Once the pictures are set aside, transcribe the remaining data exactly.

───── GIVEN INFORMATION

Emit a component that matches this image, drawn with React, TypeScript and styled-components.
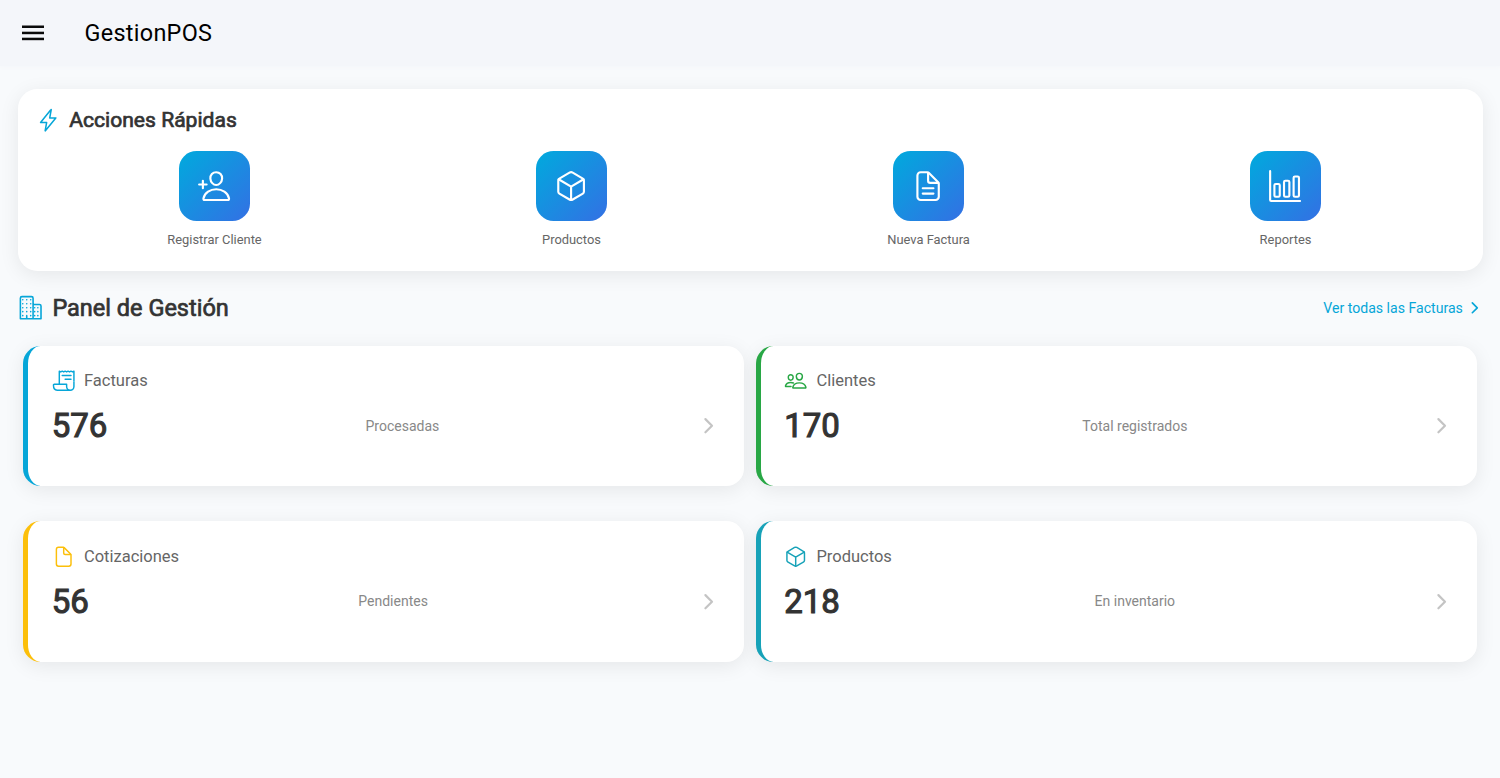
import React from "react";
import styled, { createGlobalStyle } from "styled-components";
import {
  IoFlashOutline, IoPersonAddOutline, IoCubeOutline, IoDocumentTextOutline, IoBarChartOutline,
  IoBusinessOutline, IoReceiptOutline, IoPeopleOutline, IoDocumentOutline, IoChevronForward,
} from "react-icons/io5";
import type { IconType } from "react-icons";

const GlobalStyle = createGlobalStyle`
  * { box-sizing: border-box; }
  body {
    margin: 0;
    background: #f8fafc;
    font-family: Roboto, "Liberation Sans", sans-serif;
    color: #333;
  }
  svg { display: block; flex: none; }
`;

const Page = styled.div`
  min-height: 778px;
  display: flex;
  flex-direction: column;
`;

const Header = styled.header`
  height: 66px;
  display: flex;
  align-items: center;
  padding-left: 22px;
  gap: 40.5px;
  background: #f4f6fa;
  box-shadow: 0 1px 4px #f4f6fa;
  color: #000;
`;

const MenuButton = styled.button`
  padding: 0;
  border: 0;
  background: none;
  color: #0a0a0a;
`;

const AppTitle = styled.h1`
  margin: 0;
  font-size: 23.4px;
  line-height: 30px;
  font-weight: 400;
  letter-spacing: 0.3px;
`;

const QuickCard = styled.section`
  margin: 23px 17px 0 18px;
  height: 182px;
  padding: 15px 19px 16px 18px;
  border-radius: 19.5px;
  background: #fff;
  box-shadow: 0 4px 20px rgba(0, 0, 0, 0.08);
`;

const Heading = styled.h2<{ $size: number; $gap: number }>`
  margin: 0;
  display: flex;
  align-items: center;
  gap: ${(p) => p.$gap}px;
  font-size: ${(p) => p.$size}px;
  line-height: 32px;
  font-weight: 400;
  -webkit-text-stroke: 0.7px #333;
  svg { color: #06a6d8; -webkit-text-stroke: 0; }
`;

const Actions = styled.div`
  display: grid;
  grid-template-columns: repeat(4, 1fr);
  margin-top: 14.5px;
`;

const Action = styled.div`
  display: flex;
  flex-direction: column;
  align-items: center;
  gap: 10px;
  font-size: 12.9px;
  line-height: 18px;
  color: #666;
`;

const ActionTile = styled.div`
  width: 70.3px;
  height: 70.3px;
  border-radius: 17.6px;
  display: grid;
  place-items: center;
  color: #fff;
  background: linear-gradient(135deg, #00aadd, #3370e4);
`;

const PanelBar = styled.div`
  display: flex;
  align-items: center;
  justify-content: space-between;
  margin: 21px 16px 0 18px;
`;

const AllLink = styled.a`
  display: flex;
  align-items: center;
  gap: 3.5px;
  font-size: 14.1px;
  color: #06a6d8;
`;

const Stats = styled.main`
  display: grid;
  grid-template-columns: 1fr 1fr;
  gap: 35px 11.7px;
  margin: 21.6px 23.4px 0;
`;

const StatCard = styled.article<{ $accent: string }>`
  height: 140.6px;
  padding: 23.4px;
  border-left: 5px solid ${(p) => p.$accent};
  border-radius: 17.6px;
  background: #fff;
  box-shadow: 0 4px 20px rgba(0, 0, 0, 0.08);
`;

const StatTitle = styled.div<{ $accent: string }>`
  display: flex;
  align-items: center;
  gap: 8.8px;
  height: 23.4px;
  font-size: 16.5px;
  color: #666;
  svg { color: ${(p) => p.$accent}; }
`;

const StatRow = styled.div`
  display: flex;
  align-items: center;
  justify-content: space-between;
  margin-top: 11px;
  height: 45px;
  svg { color: #c4c4c4; }
`;

const StatNumber = styled.strong`
  font-size: 33px;
  font-weight: 400;
  -webkit-text-stroke: 1.1px #333;
`;

const StatLabel = styled.span`
  font-size: 14px;
  color: #888;
`;

const actions: { label: string; Icon: IconType }[] = [
  { label: "Registrar Cliente", Icon: IoPersonAddOutline },
  { label: "Productos", Icon: IoCubeOutline },
  { label: "Nueva Factura", Icon: IoDocumentTextOutline },
  { label: "Reportes", Icon: IoBarChartOutline },
];

const stats: { title: string; value: number; label: string; accent: string; Icon: IconType }[] = [
  { title: "Facturas", value: 576, label: "Procesadas", accent: "#06a6d8", Icon: IoReceiptOutline },
  { title: "Clientes", value: 170, label: "Total registrados", accent: "#28a745", Icon: IoPeopleOutline },
  { title: "Cotizaciones", value: 56, label: "Pendientes", accent: "#fcbf0a", Icon: IoDocumentOutline },
  { title: "Productos", value: 218, label: "En inventario", accent: "#17a2b8", Icon: IoCubeOutline },
];

export default function App() {
  return (
    <Page>
      <GlobalStyle />
      <Header>
        <MenuButton aria-label="Menú">
          <svg width="22" height="16" viewBox="0 0 22 16" fill="currentColor">
            <rect y="0.5" width="22" height="2.5" />
            <rect y="6.7" width="22" height="2.5" />
            <rect y="12.7" width="22" height="2.5" />
          </svg>
        </MenuButton>
        <AppTitle>GestionPOS</AppTitle>
      </Header>
      <QuickCard>
        <Heading $size={21.1} $gap={8.8}>
          <IoFlashOutline size={24.4} />
          Acciones Rápidas
        </Heading>
        <Actions>
          {actions.map(({ label, Icon }) => (
            <Action key={label}>
              <ActionTile><Icon size={34.2} /></ActionTile>
              {label}
            </Action>
          ))}
        </Actions>
      </QuickCard>
      <PanelBar>
        <Heading $size={23.5} $gap={9}>
          <IoBusinessOutline size={25.4} />
          Panel de Gestión
        </Heading>
        <AllLink>
          Ver todas las Facturas
          <IoChevronForward size={17.6} />
        </AllLink>
      </PanelBar>
      <Stats>
        {stats.map(({ title, value, label, accent, Icon }) => (
          <StatCard key={title} $accent={accent}>
            <StatTitle $accent={accent}>
              <Icon size={23.4} />
              {title}
            </StatTitle>
            <StatRow>
              <StatNumber>{value}</StatNumber>
              <StatLabel>{label}</StatLabel>
              <IoChevronForward size={23.4} />
            </StatRow>
          </StatCard>
        ))}
      </Stats>
    </Page>
  );
}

──────────

### EXERCISE ANSWER
Emit a component that matches this image, drawn with React, TypeScript and styled-components.
import React from "react";
import styled, { createGlobalStyle } from "styled-components";
import {
  IoFlashOutline, IoPersonAddOutline, IoCubeOutline, IoDocumentTextOutline, IoBarChartOutline,
  IoBusinessOutline, IoReceiptOutline, IoPeopleOutline, IoDocumentOutline, IoChevronForward,
} from "react-icons/io5";
import type { IconType } from "react-icons";

const GlobalStyle = createGlobalStyle`
  * { box-sizing: border-box; }
  body {
    margin: 0;
    background: #f8fafc;
    font-family: Roboto, "Liberation Sans", sans-serif;
    color: #333;
  }
  svg { display: block; flex: none; }
`;

const Page = styled.div`
  min-height: 778px;
  display: flex;
  flex-direction: column;
`;

const Header = styled.header`
  height: 66px;
  display: flex;
  align-items: center;
  padding-left: 22px;
  gap: 40.5px;
  background: #f4f6fa;
  box-shadow: 0 1px 4px #f4f6fa;
  color: #000;
`;

const MenuButton = styled.button`
  padding: 0;
  border: 0;
  background: none;
  color: #0a0a0a;
`;

const AppTitle = styled.h1`
  margin: 0;
  font-size: 23.4px;
  line-height: 30px;
  font-weight: 400;
  letter-spacing: 0.3px;
`;

const QuickCard = styled.section`
  margin: 23px 17px 0 18px;
  height: 182px;
  padding: 15px 19px 16px 18px;
  border-radius: 19.5px;
  background: #fff;
  box-shadow: 0 4px 20px rgba(0, 0, 0, 0.08);
`;

const Heading = styled.h2<{ $size: number; $gap: number }>`
  margin: 0;
  display: flex;
  align-items: center;
  gap: ${(p) => p.$gap}px;
  font-size: ${(p) => p.$size}px;
  line-height: 32px;
  font-weight: 400;
  -webkit-text-stroke: 0.7px #333;
  svg { color: #06a6d8; -webkit-text-stroke: 0; }
`;

const Actions = styled.div`
  display: grid;
  grid-template-columns: repeat(4, 1fr);
  margin-top: 14.5px;
`;

const Action = styled.div`
  display: flex;
  flex-direction: column;
  align-items: center;
  gap: 10px;
  font-size: 12.9px;
  line-height: 18px;
  color: #666;
`;

const ActionTile = styled.div`
  width: 70.3px;
  height: 70.3px;
  border-radius: 17.6px;
  display: grid;
  place-items: center;
  color: #fff;
  background: linear-gradient(135deg, #00aadd, #3370e4);
`;

const PanelBar = styled.div`
  display: flex;
  align-items: center;
  justify-content: space-between;
  margin: 21px 16px 0 18px;
`;

const AllLink = styled.a`
  display: flex;
  align-items: center;
  gap: 3.5px;
  font-size: 14.1px;
  color: #06a6d8;
`;

const Stats = styled.main`
  display: grid;
  grid-template-columns: 1fr 1fr;
  gap: 35px 11.7px;
  margin: 21.6px 23.4px 0;
`;

const StatCard = styled.article<{ $accent: string }>`
  height: 140.6px;
  padding: 23.4px;
  border-left: 5px solid ${(p) => p.$accent};
  border-radius: 17.6px;
  background: #fff;
  box-shadow: 0 4px 20px rgba(0, 0, 0, 0.08);
`;

const StatTitle = styled.div<{ $accent: string }>`
  display: flex;
  align-items: center;
  gap: 8.8px;
  height: 23.4px;
  font-size: 16.5px;
  color: #666;
  svg { color: ${(p) => p.$accent}; }
`;

const StatRow = styled.div`
  display: flex;
  align-items: center;
  justify-content: space-between;
  margin-top: 11px;
  height: 45px;
  svg { color: #c4c4c4; }
`;

const StatNumber = styled.strong`
  font-size: 33px;
  font-weight: 400;
  -webkit-text-stroke: 1.1px #333;
`;

const StatLabel = styled.span`
  font-size: 14px;
  color: #888;
`;

const actions: { label: string; Icon: IconType }[] = [
  { label: "Registrar Cliente", Icon: IoPersonAddOutline },
  { label: "Productos", Icon: IoCubeOutline },
  { label: "Nueva Factura", Icon: IoDocumentTextOutline },
  { label: "Reportes", Icon: IoBarChartOutline },
];

const stats: { title: string; value: number; label: string; accent: string; Icon: IconType }[] = [
  { title: "Facturas", value: 576, label: "Procesadas", accent: "#06a6d8", Icon: IoReceiptOutline },
  { title: "Clientes", value: 170, label: "Total registrados", accent: "#28a745", Icon: IoPeopleOutline },
  { title: "Cotizaciones", value: 56, label: "Pendientes", accent: "#fcbf0a", Icon: IoDocumentOutline },
  { title: "Productos", value: 218, label: "En inventario", accent: "#17a2b8", Icon: IoCubeOutline },
];

export default function App() {
  return (
    <Page>
      <GlobalStyle />
      <Header>
        <MenuButton aria-label="Menú">
          <svg width="22" height="16" viewBox="0 0 22 16" fill="currentColor">
            <rect y="0.5" width="22" height="2.5" />
            <rect y="6.7" width="22" height="2.5" />
            <rect y="12.7" width="22" height="2.5" />
          </svg>
        </MenuButton>
        <AppTitle>GestionPOS</AppTitle>
      </Header>
      <QuickCard>
        <Heading $size={21.1} $gap={8.8}>
          <IoFlashOutline size={24.4} />
          Acciones Rápidas
        </Heading>
        <Actions>
          {actions.map(({ label, Icon }) => (
            <Action key={label}>
              <ActionTile><Icon size={34.2} /></ActionTile>
              {label}
            </Action>
          ))}
        </Actions>
      </QuickCard>
      <PanelBar>
        <Heading $size={23.5} $gap={9}>
          <IoBusinessOutline size={25.4} />
          Panel de Gestión
        </Heading>
        <AllLink>
          Ver todas las Facturas
          <IoChevronForward size={17.6} />
        </AllLink>
      </PanelBar>
      <Stats>
        {stats.map(({ title, value, label, accent, Icon }) => (
          <StatCard key={title} $accent={accent}>
            <StatTitle $accent={accent}>
              <Icon size={23.4} />
              {title}
            </StatTitle>
            <StatRow>
              <StatNumber>{value}</StatNumber>
              <StatLabel>{label}</StatLabel>
              <IoChevronForward size={23.4} />
            </StatRow>
          </StatCard>
        ))}
      </Stats>
    </Page>
  );
}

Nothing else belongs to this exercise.